Term has started extremely well and in particular with the very good news that
Olga Zadvorna (Upper Sixth, Nelson) has secured herself a conditional offer to read Physics at Corpus Christi, Oxford. All that Olga now needs to achieve is A*, A, A at A2 level!
There was an excellent diving trip during the holidays run by Andrew Wynn (Housemaster of St. Vincent House). Further details of the trip can be found elsewhere on the school website.
During the course of the holidays work began on the creation of a new school archive adjacent to the gymnasium. The new archive will be the centrepiece and long-lasting legacy of our RHS300 celebrations which will take place during the academic year 2012/13 – Rob Mann's excellent work as the RHS300 Co-ordinator are beginning to take shape.
There is much to do this term, not least for our examinees who are already into public exams and in the case of our Year 11 pupils, mock exams beginning at the start of next week.
My address in school assembly at the start of term was as follows:
"The beginning of a new term, a new year, a new dawn. This is the moment when we make resolutions, and if Friday's Daily Telegraph is to be believed, a large number of us, particularly those of us who are over 40, often resolve to do something about our fitness and our physical wellbeing. In January gyms and fitness clubs up and down the country are filled with 'sinners' in search of salvation flagellating themselves on a treadmill or with a few weights to atone for all the turkey they ate and all the alcohol they drank during the Christmas break. This means that this month the gym is roughly ten times worse for you, i.e., more busy than at any other time of the year. Apparently, as a result of treadmill tyrants, rowing ramblers, over zealous personal trainers and changing room exhibitionists, it is not unknown for serious disagreements to occur. In 2008 a mother and daughter were banned for life from David Lloyd clubs after a fight in an aerobics class, and a year before, a Wall Street banker threw a man off a stationary bicycle breaking his leg in the process.
Gym clubs are clever.

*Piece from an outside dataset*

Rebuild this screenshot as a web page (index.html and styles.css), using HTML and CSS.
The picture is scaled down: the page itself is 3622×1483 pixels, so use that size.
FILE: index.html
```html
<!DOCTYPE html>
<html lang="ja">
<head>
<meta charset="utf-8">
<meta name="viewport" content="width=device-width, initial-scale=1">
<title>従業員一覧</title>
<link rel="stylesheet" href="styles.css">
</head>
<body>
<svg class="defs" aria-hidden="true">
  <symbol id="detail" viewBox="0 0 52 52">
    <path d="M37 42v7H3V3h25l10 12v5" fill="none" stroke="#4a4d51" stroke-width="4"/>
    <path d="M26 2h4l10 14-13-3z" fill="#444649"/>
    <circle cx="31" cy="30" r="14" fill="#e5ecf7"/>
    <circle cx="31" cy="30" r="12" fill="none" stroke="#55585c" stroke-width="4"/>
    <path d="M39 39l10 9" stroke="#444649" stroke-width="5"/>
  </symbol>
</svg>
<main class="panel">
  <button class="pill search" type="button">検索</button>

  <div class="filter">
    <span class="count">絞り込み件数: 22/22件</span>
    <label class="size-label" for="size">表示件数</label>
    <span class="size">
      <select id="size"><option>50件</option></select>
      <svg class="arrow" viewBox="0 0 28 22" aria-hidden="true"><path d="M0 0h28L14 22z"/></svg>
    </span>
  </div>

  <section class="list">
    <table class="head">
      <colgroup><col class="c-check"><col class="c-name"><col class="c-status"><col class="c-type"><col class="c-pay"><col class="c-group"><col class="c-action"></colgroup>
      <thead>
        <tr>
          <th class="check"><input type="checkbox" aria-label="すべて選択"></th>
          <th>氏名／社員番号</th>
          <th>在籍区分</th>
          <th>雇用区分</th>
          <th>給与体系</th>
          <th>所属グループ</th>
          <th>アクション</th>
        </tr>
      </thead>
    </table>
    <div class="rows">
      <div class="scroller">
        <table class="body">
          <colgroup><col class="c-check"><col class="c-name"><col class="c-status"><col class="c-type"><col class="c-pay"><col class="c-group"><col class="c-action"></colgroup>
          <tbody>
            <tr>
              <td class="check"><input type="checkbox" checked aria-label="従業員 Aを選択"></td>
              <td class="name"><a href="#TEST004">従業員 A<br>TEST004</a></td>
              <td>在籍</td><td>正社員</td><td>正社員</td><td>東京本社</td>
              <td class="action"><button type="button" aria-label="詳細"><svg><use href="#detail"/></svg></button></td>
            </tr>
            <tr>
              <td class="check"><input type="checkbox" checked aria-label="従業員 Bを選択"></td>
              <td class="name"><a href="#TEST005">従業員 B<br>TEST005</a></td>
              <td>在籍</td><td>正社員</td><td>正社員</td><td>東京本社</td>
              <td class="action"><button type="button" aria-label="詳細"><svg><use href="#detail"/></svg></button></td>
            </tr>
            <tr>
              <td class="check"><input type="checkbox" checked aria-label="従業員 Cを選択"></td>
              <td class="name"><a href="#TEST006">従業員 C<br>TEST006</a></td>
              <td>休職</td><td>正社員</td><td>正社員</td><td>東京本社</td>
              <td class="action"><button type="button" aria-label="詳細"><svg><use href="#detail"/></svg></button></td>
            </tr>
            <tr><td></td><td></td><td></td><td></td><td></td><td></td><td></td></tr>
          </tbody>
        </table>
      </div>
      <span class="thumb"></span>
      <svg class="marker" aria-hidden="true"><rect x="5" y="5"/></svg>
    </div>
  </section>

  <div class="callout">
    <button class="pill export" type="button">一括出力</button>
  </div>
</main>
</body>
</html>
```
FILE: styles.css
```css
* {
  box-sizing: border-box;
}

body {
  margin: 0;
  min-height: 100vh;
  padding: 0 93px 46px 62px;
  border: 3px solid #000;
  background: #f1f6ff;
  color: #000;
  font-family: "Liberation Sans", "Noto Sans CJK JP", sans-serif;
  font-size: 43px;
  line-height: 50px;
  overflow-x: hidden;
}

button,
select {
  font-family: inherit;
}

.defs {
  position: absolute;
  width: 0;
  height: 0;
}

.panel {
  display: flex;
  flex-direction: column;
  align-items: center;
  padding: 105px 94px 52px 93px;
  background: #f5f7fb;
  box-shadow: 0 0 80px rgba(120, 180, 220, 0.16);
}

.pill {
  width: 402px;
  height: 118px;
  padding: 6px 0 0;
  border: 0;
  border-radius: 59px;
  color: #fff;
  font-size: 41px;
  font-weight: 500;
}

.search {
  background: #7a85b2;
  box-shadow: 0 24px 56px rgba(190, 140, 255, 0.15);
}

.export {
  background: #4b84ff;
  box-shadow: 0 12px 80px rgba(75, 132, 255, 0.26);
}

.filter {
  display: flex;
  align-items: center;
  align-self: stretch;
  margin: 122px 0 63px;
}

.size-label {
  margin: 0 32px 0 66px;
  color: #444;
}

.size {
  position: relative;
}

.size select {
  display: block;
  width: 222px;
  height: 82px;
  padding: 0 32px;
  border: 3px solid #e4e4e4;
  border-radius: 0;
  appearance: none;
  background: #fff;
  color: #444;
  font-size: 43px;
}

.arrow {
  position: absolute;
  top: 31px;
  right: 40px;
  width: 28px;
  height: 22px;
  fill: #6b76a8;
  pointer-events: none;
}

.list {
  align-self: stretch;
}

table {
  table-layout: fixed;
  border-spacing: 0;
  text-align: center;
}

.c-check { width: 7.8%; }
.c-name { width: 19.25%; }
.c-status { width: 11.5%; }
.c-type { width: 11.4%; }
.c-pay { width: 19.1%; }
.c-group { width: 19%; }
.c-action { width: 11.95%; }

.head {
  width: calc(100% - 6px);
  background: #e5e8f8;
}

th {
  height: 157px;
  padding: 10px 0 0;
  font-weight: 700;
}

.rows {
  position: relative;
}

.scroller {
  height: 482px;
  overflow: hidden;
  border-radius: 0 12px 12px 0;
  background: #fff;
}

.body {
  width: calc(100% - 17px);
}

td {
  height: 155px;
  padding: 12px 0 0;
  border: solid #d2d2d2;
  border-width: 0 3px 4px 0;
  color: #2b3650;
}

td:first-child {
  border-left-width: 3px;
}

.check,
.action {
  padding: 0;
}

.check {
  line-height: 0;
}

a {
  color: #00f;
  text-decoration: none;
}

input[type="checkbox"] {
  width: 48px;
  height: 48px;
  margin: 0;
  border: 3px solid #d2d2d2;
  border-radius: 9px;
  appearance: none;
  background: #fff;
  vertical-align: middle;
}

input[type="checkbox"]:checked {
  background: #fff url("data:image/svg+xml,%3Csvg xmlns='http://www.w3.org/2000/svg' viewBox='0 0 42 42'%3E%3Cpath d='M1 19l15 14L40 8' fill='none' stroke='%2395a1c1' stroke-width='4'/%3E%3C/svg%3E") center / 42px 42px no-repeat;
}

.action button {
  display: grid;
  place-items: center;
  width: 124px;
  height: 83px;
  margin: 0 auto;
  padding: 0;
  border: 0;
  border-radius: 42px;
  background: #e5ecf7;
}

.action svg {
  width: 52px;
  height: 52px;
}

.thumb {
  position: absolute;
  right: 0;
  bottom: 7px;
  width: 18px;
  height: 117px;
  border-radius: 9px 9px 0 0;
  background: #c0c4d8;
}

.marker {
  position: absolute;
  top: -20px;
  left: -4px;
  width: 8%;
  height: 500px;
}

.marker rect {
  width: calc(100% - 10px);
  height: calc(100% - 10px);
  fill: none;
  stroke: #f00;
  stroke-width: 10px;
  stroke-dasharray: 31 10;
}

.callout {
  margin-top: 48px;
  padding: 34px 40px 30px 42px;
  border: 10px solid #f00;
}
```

The sign up fee is often as little as £20 for January, rising to £50 per month thereafter, and of course by February the vast majority of those New Year training enthusiasts, having paid for a year's membership, have given up. They want quick, noticeable results, a firmer behind, toned quads or a rippling six pack, and when that doesn't happen in the first few weeks of the year, they lose the will.
All resolutions, particularly those of a physical nature if they are to mean anything, require a sustainable, long term approach – a regime which over a lengthy period of time will produce results. By definition a resolution should be seen as a long distance race, a marathon and not a sprint.

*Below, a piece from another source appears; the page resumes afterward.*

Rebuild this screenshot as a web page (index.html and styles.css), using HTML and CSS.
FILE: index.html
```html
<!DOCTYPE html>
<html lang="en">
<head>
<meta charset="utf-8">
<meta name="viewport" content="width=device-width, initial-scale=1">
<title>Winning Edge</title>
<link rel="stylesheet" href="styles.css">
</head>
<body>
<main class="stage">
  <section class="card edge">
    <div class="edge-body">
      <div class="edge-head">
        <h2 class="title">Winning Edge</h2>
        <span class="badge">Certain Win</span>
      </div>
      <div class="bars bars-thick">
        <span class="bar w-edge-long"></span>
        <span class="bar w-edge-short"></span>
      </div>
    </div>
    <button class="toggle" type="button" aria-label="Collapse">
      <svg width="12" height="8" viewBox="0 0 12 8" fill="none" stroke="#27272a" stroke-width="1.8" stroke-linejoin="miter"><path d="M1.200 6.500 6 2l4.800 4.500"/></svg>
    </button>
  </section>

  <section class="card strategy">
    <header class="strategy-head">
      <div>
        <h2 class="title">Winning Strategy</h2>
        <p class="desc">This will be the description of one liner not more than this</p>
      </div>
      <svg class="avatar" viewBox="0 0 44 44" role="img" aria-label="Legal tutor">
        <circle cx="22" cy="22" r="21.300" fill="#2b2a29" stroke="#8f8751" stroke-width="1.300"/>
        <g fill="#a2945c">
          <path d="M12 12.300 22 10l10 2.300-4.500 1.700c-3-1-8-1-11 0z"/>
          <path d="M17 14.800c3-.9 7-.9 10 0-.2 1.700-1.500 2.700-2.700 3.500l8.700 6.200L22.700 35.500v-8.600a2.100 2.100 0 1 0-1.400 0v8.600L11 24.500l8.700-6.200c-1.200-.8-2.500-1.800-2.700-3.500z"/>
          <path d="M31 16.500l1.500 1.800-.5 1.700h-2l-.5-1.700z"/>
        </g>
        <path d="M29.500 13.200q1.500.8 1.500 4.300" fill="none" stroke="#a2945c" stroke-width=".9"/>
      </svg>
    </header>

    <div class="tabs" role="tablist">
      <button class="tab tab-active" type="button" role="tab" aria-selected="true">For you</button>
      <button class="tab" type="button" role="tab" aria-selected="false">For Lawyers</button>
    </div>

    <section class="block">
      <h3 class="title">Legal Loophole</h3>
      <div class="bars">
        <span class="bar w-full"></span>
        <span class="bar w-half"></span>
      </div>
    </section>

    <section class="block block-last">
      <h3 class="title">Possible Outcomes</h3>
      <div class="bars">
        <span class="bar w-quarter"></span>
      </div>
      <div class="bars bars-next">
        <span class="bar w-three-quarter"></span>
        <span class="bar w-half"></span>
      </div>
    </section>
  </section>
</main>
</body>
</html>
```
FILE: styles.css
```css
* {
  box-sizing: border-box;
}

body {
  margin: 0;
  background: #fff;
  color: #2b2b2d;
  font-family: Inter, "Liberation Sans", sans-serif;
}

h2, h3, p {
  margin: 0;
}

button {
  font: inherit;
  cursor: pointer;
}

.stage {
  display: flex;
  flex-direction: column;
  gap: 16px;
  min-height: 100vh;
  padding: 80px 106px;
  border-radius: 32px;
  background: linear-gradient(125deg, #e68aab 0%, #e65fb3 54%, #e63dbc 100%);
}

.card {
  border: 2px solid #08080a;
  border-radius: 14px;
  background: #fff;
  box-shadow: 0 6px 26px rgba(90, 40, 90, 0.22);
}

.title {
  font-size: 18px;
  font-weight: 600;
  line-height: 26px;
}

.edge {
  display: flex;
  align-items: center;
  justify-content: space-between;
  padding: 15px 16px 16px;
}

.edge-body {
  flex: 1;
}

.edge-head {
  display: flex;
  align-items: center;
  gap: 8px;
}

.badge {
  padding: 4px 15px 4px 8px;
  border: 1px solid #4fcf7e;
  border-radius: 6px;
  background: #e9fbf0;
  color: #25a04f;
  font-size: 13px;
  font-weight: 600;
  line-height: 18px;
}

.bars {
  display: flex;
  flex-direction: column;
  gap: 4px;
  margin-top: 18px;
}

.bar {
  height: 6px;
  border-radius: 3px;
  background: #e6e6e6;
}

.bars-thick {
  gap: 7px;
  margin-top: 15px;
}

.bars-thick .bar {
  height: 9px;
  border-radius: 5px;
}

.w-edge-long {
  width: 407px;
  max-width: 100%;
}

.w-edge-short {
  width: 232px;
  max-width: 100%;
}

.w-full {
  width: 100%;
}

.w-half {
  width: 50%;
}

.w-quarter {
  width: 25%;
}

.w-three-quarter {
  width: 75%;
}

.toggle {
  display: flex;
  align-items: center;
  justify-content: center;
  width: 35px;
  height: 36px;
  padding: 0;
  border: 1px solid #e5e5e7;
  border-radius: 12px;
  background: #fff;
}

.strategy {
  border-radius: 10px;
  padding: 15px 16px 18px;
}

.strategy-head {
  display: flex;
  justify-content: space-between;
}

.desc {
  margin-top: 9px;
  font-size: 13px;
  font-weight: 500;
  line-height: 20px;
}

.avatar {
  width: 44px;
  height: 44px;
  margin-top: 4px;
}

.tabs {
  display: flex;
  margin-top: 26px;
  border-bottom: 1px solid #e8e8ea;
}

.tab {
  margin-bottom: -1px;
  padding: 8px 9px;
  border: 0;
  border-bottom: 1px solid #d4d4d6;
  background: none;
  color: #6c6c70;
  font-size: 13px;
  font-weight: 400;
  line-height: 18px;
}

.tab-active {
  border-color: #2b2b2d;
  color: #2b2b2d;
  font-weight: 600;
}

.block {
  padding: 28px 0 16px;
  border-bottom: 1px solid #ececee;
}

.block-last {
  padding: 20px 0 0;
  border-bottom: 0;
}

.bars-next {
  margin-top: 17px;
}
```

There are all sorts of things you might resolve to do here at RHS and in a general sense I trust you will all resolve to enjoy yourselves in this wonderful school and help me to maintain the high standards of behaviour and dress and conduct, and so on, with which we are all familiar and which we probably all take for granted. More specifically, I hope that you are resolved to push the bar academically and achieve the best possible grades you can, particularly if you are facing public examinations at GCSE and A level later in the year, or in some cases, as soon as tomorrow morning.
It is, of course, a cliché for someone like me to say that a consistent, sustained effort is what is required if you are to maximise your academic potential, but it is nevertheless true. A few lucky pupils do little work until the last minute and then pull a rabbit out of the hat, but for the most part, delay, prevarication, procrastination, putting things off to another time, results in under achievement and boys are particularly adept at finding other things to do when they should be studying.
The antidote to the Telegraph's report on Friday was the Matt Roberts New Year fitness plan, subtitled "Exercise better, eat better, feel better", which was inserted into the Telegraph on Saturday. It sets out a programme of physical activity which will in time deliver results. You need something similar as a programme of study both here at school, but more particularly during the holiday periods when your time is so unstructured, to help you deliver those all important academic results.
I haven't said anything remotely clever this morning, I've simply said what needs to be said at this time of year. It's now over to you. Make the commitment, make the resolution and see it through and in so doing, you will achieve academic success and you will open doors and opportunities which will otherwise pass you by.
I wish you all a very happy and prosperous term."